MANGEL: He was ready. He was prepared. He went in there. He held his head up high.

I think the biggest part of anyone going through that situation is understanding the environment you're going into. When you realize it's not your playground, it's somebody else's, and they call the shots.

And the BOP can be very punitive. If someone upsets them or says the wrong thing, they could be subjected to some form of punishment.


MANGEL: And while his punishment won't get him extra time, it could land him in the shoe for the length of his stay.

COLLINS: Well, you also though, helped him get into a certain part that's designated for veterans. I mean, what's that going to look like? Does he have a -- does he have a prison job? What does that look like?

MANGEL: So, we got him into the vet unit. It's one of the dorms, they have there, similar to how we helped Peter Navarro get into the elderly unit.

He's going to probably have a job in the library, as a library orderly, something that really suits his age, and what he wants to do. But he's going to be a number.
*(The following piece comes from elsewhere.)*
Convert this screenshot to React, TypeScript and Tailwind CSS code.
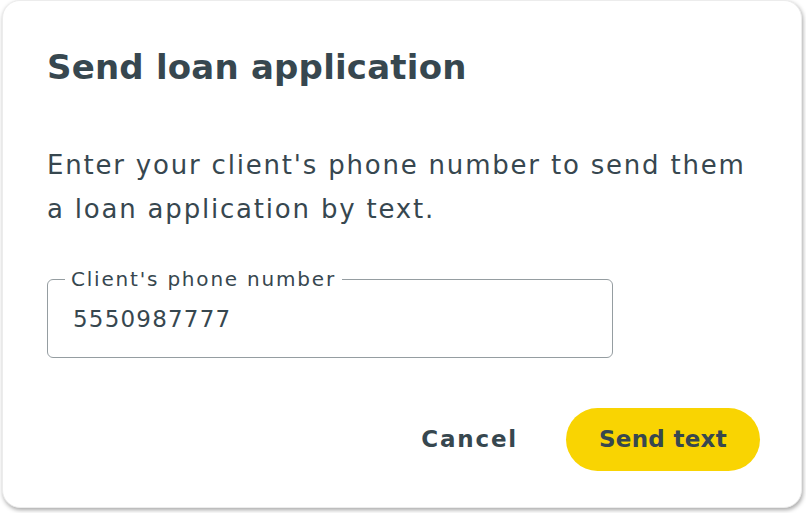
import { useState } from 'react';

// Send loan application dialog

export default function App() {
    const [phone, setPhone] = useState('5550987777');

    return (
        <div className="w-[806px] h-[513px] bg-white" style={{ fontFamily: '"DejaVu Sans", "Noto Sans", sans-serif' }}>
            <div className="ml-[2px] w-[800px] h-[508px] rounded-[18px] bg-white shadow-[1px_2px_4px_rgba(0,0,0,0.35)] border border-[#ececec] pl-[44px] pr-[41px] pt-[44px] text-[#37474f]">
                <h2 className="text-[34px] font-bold leading-[44px] tracking-[0.2px]">Send loan application</h2>

                <p className="mt-[54px] text-[26px] leading-[44px] tracking-[1.8px] max-w-[710px]">
                    Enter your client's phone number to send them a loan application by text.
                </p>

                <fieldset className="mt-[38px] w-[566px] h-[89px] border border-[#959da1] rounded-[6px] px-[17px] pb-0">
                    <legend className="px-[6px] text-[20px] leading-[20px] tracking-[1.8px] text-[#37474f]">Client's phone number</legend>
                    <input
                        value={phone}
                        onChange={e => setPhone(e.target.value)}
                        className="w-full bg-transparent outline-none text-[23px] leading-[40px] tracking-[1.2px] text-[#37474f] mt-[10px] px-[8px]"
                    />
                </fieldset>

                <div className="mt-[50px] flex items-center justify-end gap-[48px]">
                    <button className="text-[23px] font-bold tracking-[1.8px] text-[#37474f] cursor-pointer">Cancel</button>
                    <button className="h-[63px] w-[194px] rounded-full bg-[#f9d402] text-[23px] font-bold tracking-[0.3px] text-[#37474f] cursor-pointer">
                        Send text
                    </button>
                </div>
            </div>
        </div>
    );
}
He's going to, you know, twice a day, three times on weekends, he had to stand by his bed and be counted. It's going to be, in many ways, culture shock. And it's a very humbling experience, for anyone--

COLLINS: And no--

MANGEL: --when they go into that.

COLLINS: No podcasting, right? I mean, that was something his allies wanted him to be able to podcast from--


COLLINS: --from jail.

MANGEL: No internet access. Can he call into his show? Yes. But he cannot conduct business, while he's in prison. If he gets caught conducting business, he could wind up losing all privileges.


COLLINS: Oh, that's -- it's fascinating.

Sam Mangel, I mean, you obviously were the prison consultant for Peter Navarro. That's who you were referencing there. Fascinating to have you back for this. Thank you for joining, tonight.

MANGEL: Thank you, Kaitlan.

COLLINS: And thank you all so much, for joining us, for this very busy night.